Our institutional review board deemed this study exempt from institutional review due to the public and anonymized nature of the dataset.
Sample output slices are shown in Figure 2. Mean whole-gland Dice coefficient was 0.92 (95% CI 0.91-0.93) for the test set and 0.97 (95% CI 0.97-0.97) for the training set. Mean zonal Dice coefficient was 0.88 (95% CI 0.87-0.89) for the test set and 0.95 (95% CI 0.95-0.95) for the training set. Processing time ranged from 0.5 to 1.2 seconds per volume. Model errors occurred when a pixel was misclassified. Errors were most common at the superior and inferior margins of the prostate, where volume averaging makes anatomical boundaries somewhat ambiguous (Figure 3).

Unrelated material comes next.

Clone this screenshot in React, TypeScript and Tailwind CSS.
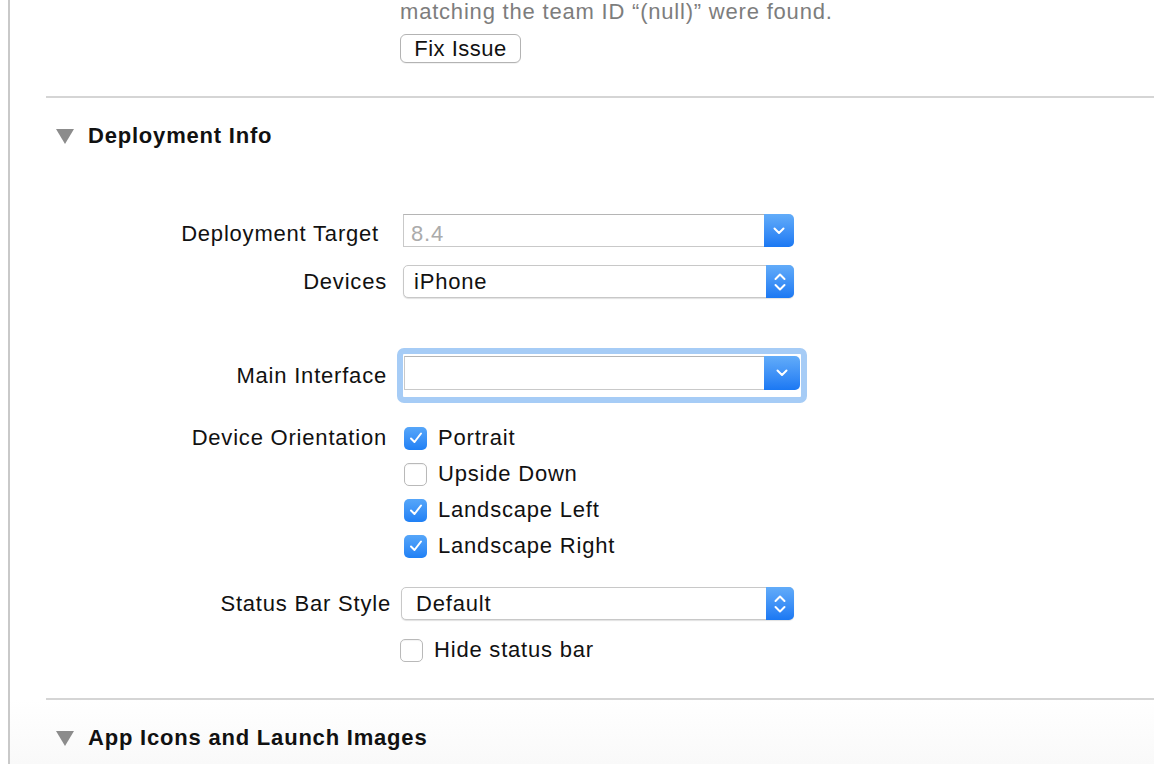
import React from "react";

const Tri = () => (
  <svg width="18" height="15" viewBox="0 0 18 15" className="shrink-0">
    <polygon points="0,0 18,0 9,15" fill="#8c8c8c" />
  </svg>
);

const ChevDown = () => (
  <svg width="12" height="8" viewBox="0 0 12 8">
    <polyline points="1.5,1.5 6,6 10.5,1.5" fill="none" stroke="white" strokeWidth="2" strokeLinecap="round" strokeLinejoin="round" />
  </svg>
);

const ChevUpDown = () => (
  <svg width="12" height="20" viewBox="0 0 12 20">
    <polyline points="1.5,7 6,2.5 10.5,7" fill="none" stroke="white" strokeWidth="2" strokeLinecap="round" strokeLinejoin="round" />
    <polyline points="1.5,13 6,17.5 10.5,13" fill="none" stroke="white" strokeWidth="2" strokeLinecap="round" strokeLinejoin="round" />
  </svg>
);

const Combo = ({ text, gray }: { text: string; gray?: boolean }) => (
  <div className="flex h-[33px] w-[391px] items-stretch">
    <div className="flex flex-1 items-center border border-r-0 border-[#c9c9c9] border-t-[#b5b5b5] bg-white pl-[7px] pt-[6px]">
      <span className={gray ? "text-[#ababab]" : "text-[#111]"}>{text}</span>
    </div>
    <div className="flex w-[30px] items-center justify-center rounded-r-[5px] bg-gradient-to-b from-[#62acf9] to-[#1a78f3]">
      <ChevDown />
    </div>
  </div>
);

const Popup = ({ text, w, pl }: { text: string; w: string; pl: string }) => (
  <div className={`flex h-[33px] ${w} items-stretch rounded-[5px] border border-[#c8c8c8] bg-white shadow-[0_1px_1px_rgba(0,0,0,0.12)]`}>
    <div className={`flex flex-1 items-center ${pl}`}>
      <span className="text-[#111]">{text}</span>
    </div>
    <div className="-my-px -mr-px flex w-[28px] items-center justify-center rounded-r-[5px] bg-gradient-to-b from-[#62acf9] to-[#1a78f3]">
      <ChevUpDown />
    </div>
  </div>
);

const Check = ({ on }: { on?: boolean }) =>
  on ? (
    <div className="flex h-[23px] w-[23px] items-center justify-center rounded-[5px] bg-gradient-to-b from-[#56a6f9] to-[#1f80f5]">
      <svg width="14" height="12" viewBox="0 0 14 12">
        <polyline points="2,6.5 5.5,10 12,1.5" fill="none" stroke="white" strokeWidth="2" strokeLinecap="round" strokeLinejoin="round" />
      </svg>
    </div>
  ) : (
    <div className="h-[23px] w-[23px] rounded-[5px] border border-[#b9b9b9] bg-white shadow-[inset_0_1px_1px_rgba(0,0,0,0.05)]" />
  );

export default function App() {
  return (
    <div
      className="relative flex h-[764px] w-[1154px] overflow-hidden bg-white text-[22px] tracking-[0.8px] text-[#111]"
      style={{ fontFamily: '"Liberation Sans", Arial, sans-serif' }}
    >
      <div className="w-[8px] shrink-0" />
      <div className="w-[2px] shrink-0 bg-[#c9c9c9]" />
      <div className="flex flex-1 flex-col">
        {/* top error text */}
        <div className="ml-[390px] h-[23px] leading-[24px] whitespace-nowrap text-[#7d7d7d]">
          matching the team ID “(null)” were found.
        </div>
        <div className="ml-[390px] mt-[11px] flex h-[29px] w-[121px] items-center justify-center rounded-[6px] border border-[#b3b3b3] bg-white pt-[1px] leading-none tracking-[0.5px] shadow-[0_1px_0_rgba(0,0,0,0.05)]">
          Fix Issue
        </div>

        <div className="ml-[36px] mt-[33px] h-[2px] bg-[#d5d5d5]" />

        {/* Deployment Info header */}
        <div className="ml-[46px] mt-[26px] flex h-[24px] items-center gap-[14px]">
          <Tri />
          <span className="font-bold leading-[24px] tracking-[0.8px]">Deployment Info</span>
        </div>

        {/* Deployment Target */}
        <div className="mt-[66px] flex h-[33px] items-center">
          <div className="w-[377px] pr-[8px] pt-[7px] text-right leading-[24px]">Deployment Target</div>
          <div className="ml-[16px]">
            <Combo text="8.4" gray />
          </div>
        </div>

        {/* Devices */}
        <div className="mt-[18px] flex h-[33px] items-center">
          <div className="w-[377px] pt-[1px] text-right leading-[24px]">Devices</div>
          <div className="ml-[16px]">
            <Popup text="iPhone" w="w-[391px]" pl="pl-[10px]" />
          </div>
        </div>

        {/* Main Interface */}
        <div className="mt-[50px] flex h-[55px] items-center">
          <div className="w-[377px] pt-[1px] text-right leading-[24px]">Main Interface</div>
          <div className="ml-[10px] h-[55px] w-[410px] rounded-[7px] border-[6px] border-[#a6ccf6] bg-white pl-[1px] pt-[2px]">
            <div className="flex h-[34px] w-[396px] items-stretch">
              <div className="flex-1 border border-r-0 border-[#c9c9c9] border-t-[#b5b5b5] bg-white" />
              <div className="flex w-[36px] items-center justify-center rounded-r-[5px] bg-gradient-to-b from-[#62acf9] to-[#1a78f3]">
                <ChevDown />
              </div>
            </div>
          </div>
        </div>

        {/* Device Orientation */}
        <div className="mt-[17px] flex">
          <div className="flex h-[36px] w-[377px] items-center justify-end leading-[24px]">Device Orientation</div>
          <div className="ml-[17px] flex flex-col">
            {[
              ["Portrait", true],
              ["Upside Down", false],
              ["Landscape Left", true],
              ["Landscape Right", true],
            ].map(([t, on]) => (
              <div key={t as string} className="flex h-[36px] items-center gap-[11px]">
                <Check on={on as boolean} />
                <span className="leading-[24px]">{t as string}</span>
              </div>
            ))}
          </div>
        </div>

        {/* Status Bar Style */}
        <div className="mt-[23px] flex h-[33px] items-center">
          <div className="w-[381px] whitespace-nowrap text-right leading-[24px]">Status Bar Style</div>
          <div className="ml-[10px]">
            <Popup text="Default" w="w-[393px]" pl="pl-[14px]" />
          </div>
        </div>

        {/* Hide status bar */}
        <div className="ml-[390px] mt-[18px] flex h-[24px] items-center gap-[11px]">
          <Check />
          <span className="leading-[24px]">Hide status bar</span>
        </div>

        <div className="ml-[36px] mt-[36px] h-[2px] bg-[#d5d5d5]" />

        <div className="flex-1 bg-gradient-to-b from-white to-[#f9f9f9]">
          <div className="ml-[46px] mt-[26px] flex h-[24px] items-center gap-[14px]">
            <Tri />
            <span className="font-bold leading-[24px] tracking-[0.8px]">App Icons and Launch Images</span>
          </div>
        </div>
      </div>
    </div>
  );
}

These data suggest that our model is a viable alternative to manual segmentation and can be used as a replacement for existing automated methods. To our knowledge this represents an improvement over the best-performing prostate segmentation models in the literature5,6. We credit the performance improvement to the use of a) a streamlined purely-residual architecture, b) instance normalization7 rather than batch normalization, which tends to perform poorly with small batch sizes, and c) weighted softmax to combat class imbalance. Limitations of this study include the relatively small size of the dataset in comparison to industrial-grade non-medical datasets, which undoubtedly contributed to the discrepancy between test and training set performance. Future work will focus on acquiring more data and integrating the model into clinical workflows. We also intend to experiment with newer model variants, including the recently introduced densely connected neural network architecture8.
1. Greenham, Stuart, et al. "Evaluation of atlas‐based auto‐segmentation software in prostate cancer patients." Journal of medical radiation sciences 61.3 (2014): 151-158.
2. Geert Litjens, Oscar Debats, Jelle Barentsz, Nico Karssemeijer, and Henkjan Huisman. "ProstateX Challenge data", The Cancer Imaging Archive (2017).
3. Ronneberger, Olaf, Philipp Fischer, and Thomas Brox. "U-net: Convolutional networks for biomedical image segmentation." International Conference on Medical Image Computing and Computer-Assisted Intervention. Springer, Cham, 2015.
4. Han, Xiao. "Automatic Liver Lesion Segmentation Using A Deep Convolutional Neural Network Method." arXiv preprint arXiv:1704.07239 (2017).
5. Clark, Tyler, et al. "Fully automated segmentation of prostate whole gland and transition zone in diffusion-weighted MRI using convolutional neural networks." Journal of Medical Imaging 4.4 (2017): 041307.
6. Jia, Haozhe, et al. "Prostate segmentation in MR images using ensemble deep convolutional neural networks." Biomedical Imaging (ISBI 2017), 2017 IEEE 14th International Symposium on. IEEE, 2017.
7. Ulyanov, Dmitry, Andrea Vedaldi, and Victor Lempitsky. "Instance normalization: The missing ingredient for fast stylization." arXiv preprint arXiv:1607.08022 (2016).
8. Huang, Gao, et al. "Densely connected convolutional networks." arXiv preprint arXiv:1608.06993 (2016).